Translating this work into Turkish will allow many Turkish scholars to access this work composed in difficult Greek, which still doesn’t have an English translation. It provides an entertaining insight into Manuel’s life among the Ottomans and the Byzantine views of Islam, and would be of interest to political, cultural, and intellectual historians. I believe that it deserves a translation also on the account of its literary merit.

I am a great admirer of Classical Greek and Byzantine literature. I decided to become a Byzantinist as a sophomore and thus self-taught Classical Greek as an undergrad. In the beginning, I had learnt Greek merely as a ‘tool’ that would enable me to study Byzantine history. However, as I started reading and translating Classical and Byzantine authors, I began to perceive Byzantine literature in a whole different light. It was a little cosmos of literary eloquence, wit, and multiple layers of meaning, full of works that could be read for pleasure. It was around this time that I had my first encounter with Manuel Palaiologos; I translated a letter he had written from London. This emperor-author intrigued me so much that I later wrote my PhD thesis on him. The Dialogue with a Persian is one of my favourite works by Manuel and I am delighted to be translating it into my native language.

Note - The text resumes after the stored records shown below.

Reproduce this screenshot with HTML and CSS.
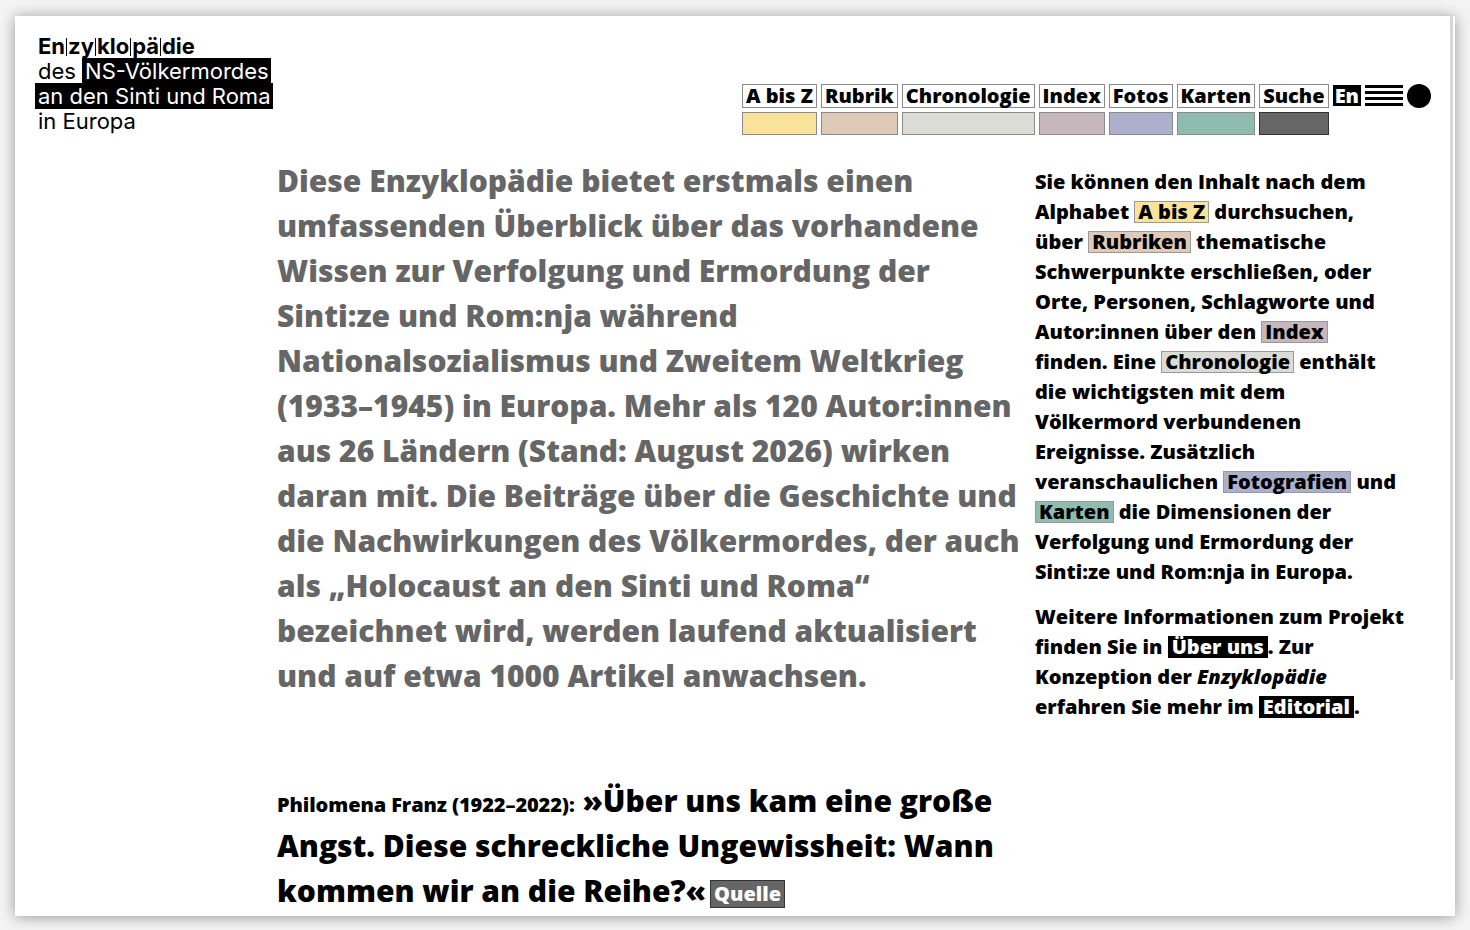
FILE: index.html
```html
<!DOCTYPE html>
<html lang="de">
<head>
<meta charset="utf-8">
<title>Enzyklopädie des NS-Völkermordes an den Sinti und Roma in Europa</title>
<link rel="stylesheet" href="styles.css">
</head>
<body>
<div class="page">
  <header class="header">
    <div class="logo">
      <div class="logo-title">En<span class="sep"></span>zy<span class="sep"></span>klo<span class="sep"></span>pä<span class="sep"></span>die</div>
      <div class="logo-line">des <span class="inv">NS-Völkermordes</span></div>
      <div class="logo-line"><span class="inv inv-full">an den Sinti und Roma</span></div>
      <div class="logo-line">in Europa</div>
    </div>
    <nav class="nav">
      <div class="nav-item"><span class="nav-label">A bis Z</span><span class="swatch c-az"></span></div>
      <div class="nav-item"><span class="nav-label">Rubrik</span><span class="swatch c-rubrik"></span></div>
      <div class="nav-item"><span class="nav-label">Chronologie</span><span class="swatch c-chrono"></span></div>
      <div class="nav-item"><span class="nav-label">Index</span><span class="swatch c-index"></span></div>
      <div class="nav-item"><span class="nav-label">Fotos</span><span class="swatch c-fotos"></span></div>
      <div class="nav-item"><span class="nav-label">Karten</span><span class="swatch c-karten"></span></div>
      <div class="nav-item"><span class="nav-label">Suche</span><span class="swatch c-suche"></span></div>
      <div class="nav-item"><span class="nav-lang">En</span></div>
      <div class="nav-item nav-burger" aria-label="Menü"><span></span><span></span><span></span><span></span></div>
      <div class="nav-item"><span class="nav-dot"></span></div>
    </nav>
  </header>

  <main class="content">
    <div class="main-col">
      <p class="intro">Diese Enzyklopädie bietet erstmals einen umfassenden Überblick über das vorhandene Wissen zur Verfolgung und Ermordung der Sinti:ze und Rom:nja während Nationalsozialismus und Zweitem Weltkrieg (1933–1945) in Europa. Mehr als 120 Autor:innen aus 26 Ländern (Stand: August 2026) wirken daran mit. Die Beiträge über die Geschichte und die Nachwirkungen des Völkermordes, der auch als „Holocaust an den Sinti und Roma“ bezeichnet wird, werden laufend aktualisiert und auf etwa 1000 Artikel anwachsen.</p>
      <p class="quote"><span class="quote-author">Philomena Franz (1922–2022):</span> »Über uns kam eine große Angst. Diese schreckliche Ungewissheit: Wann kommen wir an die Reihe?«<span class="quote-src">Quelle</span></p>
    </div>
    <aside class="side-col">
      <p>Sie können den Inhalt nach dem Alphabet <span class="tag c-az">A bis Z</span> durchsuchen, über <span class="tag c-rubrik">Rubriken</span> thematische Schwerpunkte erschließen, oder Orte, Personen, Schlagworte und Autor:innen über den <span class="tag c-index">Index</span> finden. Eine <span class="tag c-chrono">Chronologie</span> enthält die wichtigsten mit dem Völkermord verbundenen Ereignisse. Zusätzlich veranschaulichen <span class="tag c-fotos">Fotografien</span> und <span class="tag c-karten">Karten</span> die Dimensionen der Verfolgung und Ermordung der Sinti:ze und Rom:nja in Europa.</p>
      <p>Weitere Informationen zum Projekt finden Sie in <span class="tag tag-dark">Über uns</span>. Zur Konzeption der <em>Enzyklopädie</em> erfahren Sie mehr im <span class="tag tag-dark">Editorial</span>.</p>
    </aside>
  </main>
  <div class="scrollbar"></div>
</div>
</body>
</html>
```

FILE: styles.css
```css
html, body {
  margin: 0;
  padding: 0;
  background: #f4f4f4;
}

body {
  width: 1470px;
  height: 930px;
  overflow: hidden;
  font-family: "Open Sans", "Noto Sans", sans-serif;
  color: #000;
}

.page {
  position: relative;
  width: 1440px;
  height: 900px;
  margin: 16px 15px 14px;
  background: #fff;
  overflow: hidden;
  box-shadow: 0 1px 14px rgba(0, 0, 0, 0.38);
}

/* header */
.header {
  display: flex;
  justify-content: space-between;
  align-items: flex-start;
  padding: 18px 24px 0 20px;
}

.logo {
  font-family: Inter, "Liberation Sans", sans-serif;
  font-size: 22px;
  line-height: 25px;
  padding-left: 3px;
}

.logo-title {
  font-weight: 700;
  display: flex;
  align-items: center;
}

.logo-title .sep {
  display: inline-block;
  width: 1px;
  height: 18px;
  background: #000;
  margin: 0 1px;
}

.logo-line {
  font-weight: 400;
}

.inv {
  background: #000;
  color: #fff;
  padding: 0 2px 0 3px;
}

.inv-full {
  margin-left: -3px;
}

/* nav */
.nav {
  display: flex;
  gap: 4px;
  margin-top: 50px;
  align-items: flex-start;
}

.nav-item {
  display: flex;
  flex-direction: column;
  gap: 4px;
}

.nav-label {
  display: block;
  border: 1px solid #8a8a8a;
  font-size: 20px;
  font-weight: 800;
  line-height: 22px;
  padding: 0 3px;
  white-space: nowrap;
}

.swatch {
  display: block;
  height: 21px;
  border: 1px solid #8a8a8a;
}

.nav-lang {
  display: block;
  margin-top: 1px;
  background: #000;
  color: #fff;
  font-size: 20px;
  font-weight: 800;
  line-height: 21px;
  padding: 0 2px;
}

.nav-burger {
  width: 38px;
  margin-top: 1px;
  gap: 3px;
}

.nav-burger span {
  display: block;
  height: 3px;
  background: #000;
}

.nav-dot {
  display: block;
  width: 24px;
  height: 24px;
  border-radius: 50%;
  background: #000;
}

.c-az { background: #f9e39b; }
.c-rubrik { background: #dfc9b7; }
.c-chrono { background: #dcdcd6; }
.c-index { background: #c5b7bc; }
.c-fotos { background: #adb0cd; }
.c-karten { background: #90bcaf; }
.c-suche { background: #666; border-color: #333; }

/* content */
.content {
  display: grid;
  grid-template-columns: 745px 369px;
  column-gap: 13px;
  padding: 23px 0 0 262px;
}

.main-col p {
  margin: 0;
}

.intro {
  font-size: 30px;
  font-weight: 800;
  line-height: 45px;
  color: #666;
}

.quote {
  margin-top: 80px !important;
  font-size: 30px;
  font-weight: 800;
  line-height: 45px;
  color: #000;
}

.quote-author {
  font-size: 20px;
  line-height: 20px;
  letter-spacing: -0.1px;
}

.quote-src {
  display: inline-block;
  margin-left: 4px;
  background: #666;
  color: #fff;
  font-size: 20px;
  line-height: 26px;
  padding: 0 3px;
  border: 1px solid #333;
  vertical-align: 1px;
}

.side-col {
  padding-top: 9px;
  font-size: 20px;
  font-weight: 800;
  line-height: 30px;
}

.side-col p {
  margin: 0 0 15px;
}

.side-col em {
  font-style: italic;
}

.tag {
  display: inline-block;
  border: 1px solid #999;
  padding: 0 3px;
  line-height: 20px;
}

.tag-dark {
  background: #000;
  color: #fff;
  border-color: #000;
}

.scrollbar {
  position: absolute;
  top: 0;
  right: 2px;
  width: 3px;
  height: 664px;
  background: #d6d6d6;
}
```
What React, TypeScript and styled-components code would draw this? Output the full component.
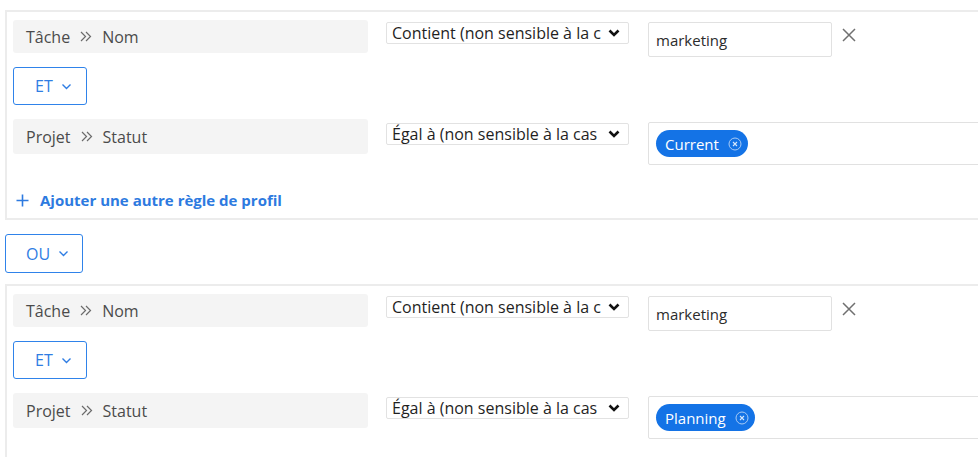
import React from "react";
import styled, { createGlobalStyle } from "styled-components";

const Global = createGlobalStyle`
  html, body { margin: 0; padding: 0; background: #fff; overflow: hidden; }
  body { font-family: "Open Sans", Lato, sans-serif; }
`;

const Page = styled.div`
  width: 1300px;
  padding: 10px 0 0 5px;
  display: flex;
  flex-direction: column;
  align-items: flex-start;
`;

const Group = styled.section<{ $mt?: number; $pb: number }>`
  width: 1200px;
  box-sizing: border-box;
  border: 2px solid #ececec;
  padding: 8px 6px ${(p) => p.$pb}px 6px;
  margin-top: ${(p) => p.$mt ?? 0}px;
  display: flex;
  flex-direction: column;
  align-items: flex-start;
`;

const Row = styled.div<{ $mt?: number }>`
  display: flex;
  align-items: flex-start;
  margin-top: ${(p) => p.$mt ?? 0}px;
`;

const FieldLabel = styled.div<{ $h: number }>`
  width: 355px;
  height: ${(p) => p.$h}px;
  box-sizing: border-box;
  background: #f4f4f4;
  border-radius: 3px;
  display: flex;
  align-items: center;
  gap: 10px;
  padding-left: 13px;
  font-size: 16px;
  color: #4b4b4b;
`;

const SelectBox = styled.div<{ $mt: number }>`
  width: 243px;
  height: 22px;
  box-sizing: border-box;
  margin: ${(p) => p.$mt}px 0 0 18px;
  border: 1px solid #e2e2e2;
  border-radius: 2px;
  display: flex;
  align-items: center;
  padding: 0 8px 0 5px;
  font-family: "Open Sans", sans-serif;
  font-size: 16px;
  color: #1f1f1f;
  background: #fff;
`;

const SelectText = styled.span`
  flex: 1;
  white-space: nowrap;
`;

const TextInput = styled.div<{ $mt: number }>`
  width: 184px;
  height: 35px;
  box-sizing: border-box;
  margin: ${(p) => p.$mt}px 0 0 19px;
  border: 1px solid #e1e1e1;
  border-radius: 2px;
  display: flex;
  align-items: center;
  padding-left: 7px;
  font-size: 15px;
  color: #2c2c2c;
`;

const ClearButton = styled.button`
  margin: 8px 0 0 10px;
  width: 14px;
  height: 14px;
  padding: 0;
  border: none;
  background: transparent;
  display: flex;
`;

const TagInput = styled.div<{ $mt: number }>`
  width: 420px;
  height: 43px;
  box-sizing: border-box;
  margin: ${(p) => p.$mt}px 0 0 19px;
  border: 1px solid #e1e1e1;
  border-radius: 2px;
  display: flex;
  align-items: center;
  padding-left: 7px;
`;

const Tag = styled.span`
  height: 27px;
  box-sizing: border-box;
  border-radius: 14px;
  background: #1473e6;
  color: #fff;
  font-size: 15px;
  display: inline-flex;
  align-items: center;
  gap: 9px;
  padding: 0 6px 0 9px;
`;

const LogicButton = styled.button<{ $w: number; $h: number; $mt?: number; $pl: number }>`
  width: ${(p) => p.$w}px;
  height: ${(p) => p.$h}px;
  margin-top: ${(p) => p.$mt ?? 0}px;
  box-sizing: border-box;
  border: 1.5px solid #2f83ea;
  border-radius: 3px;
  background: #fff;
  color: #2f7de3;
  font-family: "Open Sans", sans-serif;
  font-size: 16px;
  display: flex;
  align-items: center;
  gap: 8px;
  padding: 0 0 0 ${(p) => p.$pl}px;
`;

const AddLink = styled.a`
  margin-top: 25px;
  display: flex;
  align-items: center;
  gap: 11px;
  padding-left: 3px;
  color: #2d7ae0;
  font-weight: 700;
  font-size: 15px;
  height: 20px;
  cursor: pointer;
`;

const Chevron = () => (
  <svg width="11" height="11" viewBox="0 0 11 11">
    <polyline points="1.5,3.5 5.5,7.5 9.5,3.5" fill="none" stroke="currentColor" strokeWidth="1.4" />
  </svg>
);

const Breadcrumb = () => (
  <svg width="12" height="11" viewBox="0 0 12 11">
    <polyline points="1,1 5.5,5.5 1,10" fill="none" stroke="#6b6b6b" strokeWidth="1.2" />
    <polyline points="6,1 10.5,5.5 6,10" fill="none" stroke="#6b6b6b" strokeWidth="1.2" />
  </svg>
);

const SelectChevron = () => (
  <svg width="12" height="8" viewBox="0 0 12 8">
    <polyline points="1.5,1.5 6,6 10.5,1.5" fill="none" stroke="#111" strokeWidth="2.6" />
  </svg>
);

const Cross = () => (
  <svg width="14" height="14" viewBox="0 0 14 14">
    <path d="M1 1L13 13M13 1L1 13" stroke="#707070" strokeWidth="1.5" />
  </svg>
);

const TagClose = () => (
  <svg width="14" height="14" viewBox="0 0 14 14">
    <circle cx="7" cy="7" r="6" fill="none" stroke="#a9cbf5" strokeWidth="1" />
    <path d="M5 5L9 9M9 5L5 9" stroke="#d6e7fb" strokeWidth="1.1" />
  </svg>
);

const Plus = () => (
  <svg width="13" height="13" viewBox="0 0 13 13">
    <path d="M6.5 0.5V12.5M0.5 6.5H12.5" stroke="#2d7ae0" strokeWidth="1.6" />
  </svg>
);

type GroupProps = { status: string; mt?: number; withAdd?: boolean };

const RuleGroup = ({ status, mt, withAdd }: GroupProps) => (
  <Group $mt={mt} $pb={withAdd ? 8 : 40}>
    <Row>
      <FieldLabel $h={33}>
        <span>Tâche</span>
        <Breadcrumb />
        <span>Nom</span>
      </FieldLabel>
      <SelectBox $mt={2}>
        <SelectText>Contient (non sensible à la c</SelectText>
        <SelectChevron />
      </SelectBox>
      <TextInput $mt={2}>marketing</TextInput>
      <ClearButton aria-label="Supprimer">
        <Cross />
      </ClearButton>
    </Row>
    <LogicButton $w={74} $h={38} $mt={10} $pl={21}>
      ET <Chevron />
    </LogicButton>
    <Row $mt={14}>
      <FieldLabel $h={35}>
        <span>Projet</span>
        <Breadcrumb />
        <span>Statut</span>
      </FieldLabel>
      <SelectBox $mt={4}>
        <SelectText>Égal à (non sensible à la cas</SelectText>
        <SelectChevron />
      </SelectBox>
      <TagInput $mt={3}>
        <Tag>
          {status}
          <TagClose />
        </Tag>
      </TagInput>
    </Row>
    {withAdd && (
      <AddLink>
        <Plus />
        Ajouter une autre règle de profil
      </AddLink>
    )}
  </Group>
);

export default function App() {
  return (
    <>
      <Global />
      <Page>
        <RuleGroup status="Current" withAdd />
        <LogicButton $w={78} $h={39} $mt={14} $pl={20}>
          OU <Chevron />
        </LogicButton>
        <RuleGroup status="Planning" mt={11} />
      </Page>
    </>
  );
}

While translating the Dialogue into Turkish, my goal is not only to render the complex Greek into grammatically correct, understandable Turkish, but also to preserve Manuel’s own voice. Every translation has to reflect the author’s own language; if the original text structure is simple with brief sentences, so should be the translation. If it has lots of wordplay, the translator needs to preserve it as much as possible. I have opted for an elevated, at times Ottoman sounding Turkish to capture the elegant, sophisticated voice of Manuel. The translation poses several challenges such as; ‘What to do with the sometimes page-long sentences; how much should the original structure be kept? How to render Homeric allusions or jokes into Turkish? What to do with philosophical and theological terms that have no exact translation?’ Yet, despite everything, I really enjoy this translation work, in a way blending my voice with that of Manuel. Around 1410, the emperor had suggested Guarino of Verona, an Italian scholar, to translate another work of his into Latin or Italian. I hope that being translated into Turkish today would have made Manuel happy and proud.